Elleri, ayakları yok ama büyük yürekleri var

Dosya Haberleri —

Ergin Aktaş

Ergin Aktaş

  • Üç hasta tutsak... Metris R Tipi'nde. Abdulkadir Kuday, tekerlekli sandalyede 40 kiloya düşmüş. Serdal Yıldırım tekerlekli sandalyede... Ergin Aktaş, o ayakta, ancak onun da iki eli yok. Bu birbirinin eli ve ayağı olan üç tutsağa durumlarını sordum. Aldığım cevaplar işte hasta tutsakların cezaevi güncesi oldu.
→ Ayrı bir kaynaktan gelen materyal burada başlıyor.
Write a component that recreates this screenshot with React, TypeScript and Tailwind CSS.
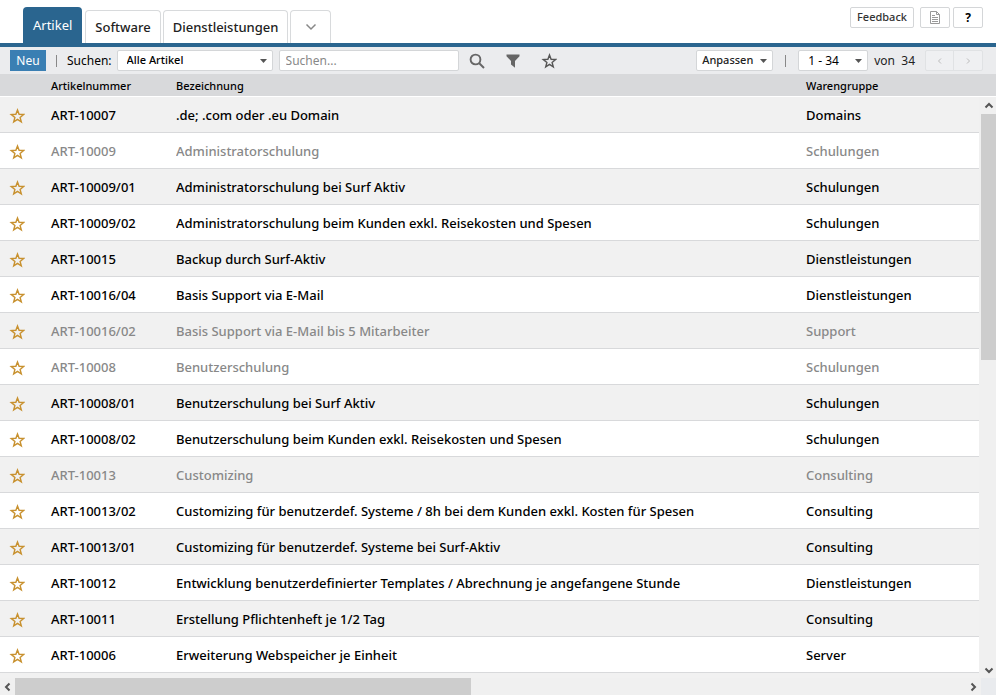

Cezaevleri kanayan yara denir ya o bir benzetme değil gerçek.

GÜLCAN DERELİ

Bir ülkeyi anlamak istiyorsanız cezaevlerine bakacaksınız denir. Doğrudur, cezaevleri çoğunlukla o ülkenin aynasıdır. Türkiye'de daha çok öyledir. Evet sık söylenir Türkiye koca bir hapishane, ki öyledir, ama yine de dört duvar arasında olmak farklı. Hele ki siyasi bir tutsak iseniz durum çok daha korkunç boyutlara varıyor. Burada egemenlerin hukuku bile kağıt parçasıdır. Soğuk ve gaddar bir mekanizma işler. Hele bir de Kürt ve hasta tutsak iseniz bu daha da böyledir. Mafya babaları, kiralık katiller, kadın katilleri, uyuşturucu baronları, çocuk istismarcıları ve daha ne kadar kirli suç varsa onlar için geçici bir otel işlevi gören cezaevleri, siyasi tutsaklar için zamana yayılmış idam mekanı olarak işlev görüyor. Ve daha birçok şey anlatabiliriz ama yaşayan başka anlatır. Bu dosya hasta tutsaklar için. Uçurumun en kıyısında hayata tutunanlar için. Bu dosya için çalışmaya başladığımda düşündüğüm şey ile karşılaştığım şey arasındaki açı, yıllardır bu konuyu takip eden bir gazeteci olarak beni şaşırttı. Hasta tutsakların durumunu merak ederken, onların güncesine, anı anına yaşadıklarına, yitirdiklerine, hikayeleri birbirine karışanlara, kan kardeşi, can yoldaşı olanlara, bedeninin zorluklarıyla uğraşırken tutundukları o büyülü maneviyata şahit oldum.